Iowa is a terrible place to build wind farms since it still has some of the most valuable soil on the planet.
Better to build these things on land with steady wind, less agricultural value and nearer big population centers, such as Wyoming and Colorado (near the I-25 corridor from Cheyenne to Colorado Springs) or the barren hills on either side of the Bay Area.
I grew up in Iowa. I inherited 160 acres of prime farmland from my grandparents and parents. I actively participated in the successful lobbying of the county commissioners in the county where my property is located to change the offset rules for wind turbines to make life livable for the people directly affected by them. I personally turned down the offer to build turbines on my land.
That's astonishing, then, that you weren't aware that wind farms share land with productive farms just fine.
I live on a planet and consume food. My family has rural acreage in Wisconsin, too, but that's irrelevant. Privilege doesn't have to stop the ability to think critically.
That you're lobbying to make wind harder to deploy doesn't give you better moral or intellectual clarity, here...
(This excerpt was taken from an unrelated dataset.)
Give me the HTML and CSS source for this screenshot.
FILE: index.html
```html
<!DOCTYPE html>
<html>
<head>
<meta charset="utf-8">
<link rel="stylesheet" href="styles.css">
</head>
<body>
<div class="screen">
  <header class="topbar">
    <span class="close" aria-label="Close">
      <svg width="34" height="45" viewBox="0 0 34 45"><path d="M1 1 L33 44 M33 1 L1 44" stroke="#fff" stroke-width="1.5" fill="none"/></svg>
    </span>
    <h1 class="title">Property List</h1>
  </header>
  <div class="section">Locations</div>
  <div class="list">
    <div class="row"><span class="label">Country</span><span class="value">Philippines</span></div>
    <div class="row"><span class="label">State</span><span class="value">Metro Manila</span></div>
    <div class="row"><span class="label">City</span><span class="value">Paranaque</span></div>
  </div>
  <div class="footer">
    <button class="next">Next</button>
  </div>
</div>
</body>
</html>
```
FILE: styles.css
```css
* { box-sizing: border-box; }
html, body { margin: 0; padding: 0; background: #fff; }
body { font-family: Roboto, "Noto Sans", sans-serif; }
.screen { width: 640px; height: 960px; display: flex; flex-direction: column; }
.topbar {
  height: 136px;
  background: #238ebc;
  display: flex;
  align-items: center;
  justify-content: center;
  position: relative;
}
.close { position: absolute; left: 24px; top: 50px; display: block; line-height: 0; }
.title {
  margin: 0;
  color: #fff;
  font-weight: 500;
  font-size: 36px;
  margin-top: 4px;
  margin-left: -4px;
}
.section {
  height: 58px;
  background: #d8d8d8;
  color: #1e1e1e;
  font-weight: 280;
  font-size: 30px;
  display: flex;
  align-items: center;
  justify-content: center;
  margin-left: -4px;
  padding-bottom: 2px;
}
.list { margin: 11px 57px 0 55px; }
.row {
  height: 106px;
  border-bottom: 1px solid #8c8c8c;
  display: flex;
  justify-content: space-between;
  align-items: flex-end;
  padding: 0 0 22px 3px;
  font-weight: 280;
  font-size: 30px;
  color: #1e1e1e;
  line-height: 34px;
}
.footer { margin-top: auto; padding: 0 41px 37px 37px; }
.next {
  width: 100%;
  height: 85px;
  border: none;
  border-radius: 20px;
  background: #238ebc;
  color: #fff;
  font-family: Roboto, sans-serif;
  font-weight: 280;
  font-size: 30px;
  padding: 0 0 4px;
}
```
When you do the research, you discover that wind is not the panacea it has been portrayed to be. Building and placing turbines is not carbon neutral, the cleanup costs of decommissioned turbines are completely ignored because they are 40 years out, and they are not very profitable without subsidies. There are better alternatives that are less destructive to the environment.
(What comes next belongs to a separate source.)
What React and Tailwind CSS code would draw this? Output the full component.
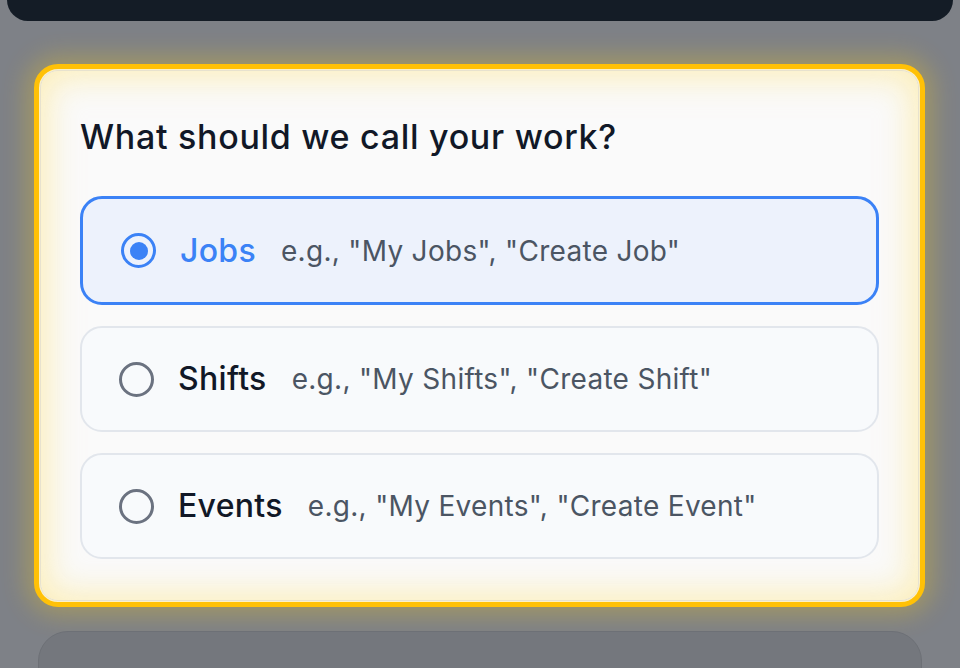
import { useState } from "react";

const OPTIONS = [
  { id: "jobs", label: "Jobs", hint: 'e.g., "My Jobs", "Create Job"' },
  { id: "shifts", label: "Shifts", hint: 'e.g., "My Shifts", "Create Shift"' },
  { id: "events", label: "Events", hint: 'e.g., "My Events", "Create Event"' },
];

const Radio = ({ checked }) => (
  <span
    className={`flex h-[35px] w-[35px] shrink-0 items-center justify-center rounded-full border-[3px] ${
      checked ? "border-[#3b82f6]" : "border-[#6b7280]"
    }`}
  >
    {checked && <span className="h-[18px] w-[18px] rounded-full bg-[#3b82f6]" />}
  </span>
);

const Option = ({ option, checked, onSelect }) => (
  <button
    type="button"
    onClick={() => onSelect(option.id)}
    className={`flex w-full items-center rounded-[22px] text-left ${
      checked
        ? "h-[109px] border-[3px] border-[#3b82f6] bg-[#edf2fc] pl-[38px]"
        : "h-[106px] border-2 border-[#e2e6ec] bg-[#f8fafc] pl-[37px]"
    }`}
  >
    <Radio checked={checked} />
    <span
      className={`ml-[24px] text-[32px] font-medium tracking-[0.3px] ${
        checked ? "text-[#3b82f6]" : "text-[#111827]"
      }`}
    >
      {option.label}
    </span>
    <span className="ml-[25px] text-[28px] tracking-[0.3px] text-[#4b5563]">
      {option.hint}
    </span>
  </button>
);

export default function App() {
  const [selected, setSelected] = useState("jobs");

  return (
    <div
      className="flex h-[668px] w-full flex-col overflow-hidden bg-[#7e8187]"
      style={{ fontFamily: "Inter, 'Noto Sans', sans-serif" }}
    >
      {/* tail of the header card above */}
      <div className="mx-[7px] h-[21px] shrink-0 rounded-b-[34px] bg-[#141c26]" />

      {/* highlighted step */}
      <div className="ml-[34px] mr-[35px] mt-[43px] shrink-0 rounded-[24px] border-[5px] border-[#ffc107] bg-[#fcf1c6] shadow-[0_0_24px_8px_rgba(240,200,30,0.32)]">
        <div className="m-px rounded-[18px] border border-[#e7e2cf] bg-[#fafafa] px-[39px] pb-[41px] pt-[44px] shadow-[inset_0_0_32px_8px_rgba(253,230,138,0.55)]">
          <h2 className="text-[34px] font-medium leading-[44px] tracking-[0.7px] text-[#111827]">
            What should we call your work?
          </h2>
          <div className="mt-[37px] flex flex-col gap-[21px]">
            {OPTIONS.map((o) => (
              <Option
                key={o.id}
                option={o}
                checked={selected === o.id}
                onSelect={setSelected}
              />
            ))}
          </div>
        </div>
      </div>

      {/* next step, dimmed */}
      <div className="mx-[38px] mt-[24px] h-[120px] shrink-0 rounded-[30px] border border-[#6d7076] bg-[#74777d]" />
    </div>
  );
}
This also ignores the other part of my original comment, which was to build turbines nearer to population centers. Why aren't the hills east of Oakland and southwest of SV filled with wind turbines?
We need to fire on all cylinders, here, to fight climate change.
And as far as non-wind clean energy, there are literally zero options that are immune to NIMBYism like you're engaged in here. Not hydro, not geothermal, not even solar... And SURE as heck not nuclear.
Svierge: I don't own the land yet (parents are still alive) and no one has approached us, but I absolutely would put wind turbines on it if there was an opportunity. My father and I have regularly discussed putting solar and wind and possibly some form of microhydro on the land at our own expense. We have planted trees on it.
> Better to build these things on land with steady wind, less agricultural value and nearer big population centers
I'm sure developers would be happy to if that was the case, but it turns out the valuable locations simply tend to be west central, and the easternmost regions of the mountain states https://windexchange.energy.gov/maps-data/319
I thought something was awry with your link until I realized that from overhead they’re basically invisible; that’s how efficiently the land is also being used for farming. Point well made.
The pads used for the turbines are quite large, they require an access road, power connections, and the turbines create substantial shade, reducing the productivity of the ground below.
All of that is practically a rounding error compared to the actual area used for crops. Seriously, look at any satellite image of a wind farm in Iowa. Swamped by 2 or 3 years of annual crop yield growth: https://ourworldindata.org/exports/average-corn-yields-in-th...
Did you know farmers in Iowa cut down trees around their fields to minimize shade? The graph you provided is completely irrelevant to this discussion. Corn yield growth is resultant from political decisions to fund biofuels.
The yield increases have mainly come from two sources: increased use of chemicals for pest control and fertilizer, and genetic engineering. Both of those are problematic, with consequences only now slowly dawning on most people, and heavy resistance by the industry to any naysaying in public places.
One day, we may recognize the problem and pass laws to limit or prohibit the use of chemicals. (I think the horse is out of the barn on genetic modification.) That will mean lower yields. Further, if California's droughts continue, the Midwest may need to start growing a greater variety of crops beyond corn and soybeans. There is no other place in the U.S. with soil as potentially productive and useful. Wasting it on wind farms when literally any other place will have less potential impact on agriculture is ridiculous.
Each turbine consumes a minimum of one acre of farmland, and should be offset by at least a half mile from any homes. The problem there is that there are often homes every mile in rural Iowa.
Why can't we build them nearer to the population centers with high energy demands, then? Why not build them on vacant land near big cities?
There is a lot of prime wind farms land on the hills east and southwest and northwest of the Bay Area. There is a lot of vacant land in the hills above Los Angeles. The Olympic peninsula and western slopes of the Cascades have plenty of room for wind farms to serve Seattle. Same on the east coast: Cape Cod actually had a proposed wind farm that was stopped by the moneyed interests that live there, but that could supply Boston with all the power they need.
> Same on the east coast: Cape Cod actually had a proposed wind farm that was stopped by the moneyed interests that live there, but that could supply Boston with all the power they need.
> The project is expected to produce an average of 170 MW of electricity, about 75% of the average electricity demand for Cape Cod, Martha's Vineyard, and Nantucket island combined.
Those three areas have ~250,000 people, and are largely residential. Boston has ~685,000, likely with larger per-capita electrical demand due to industry/office space.
Better to build these things on land with steady wind, less agricultural value and nearer big population centers, such as Wyoming and Colorado (near the I-25 corridor from Cheyenne to Colorado Springs) or the barren hills on either side of the Bay Area.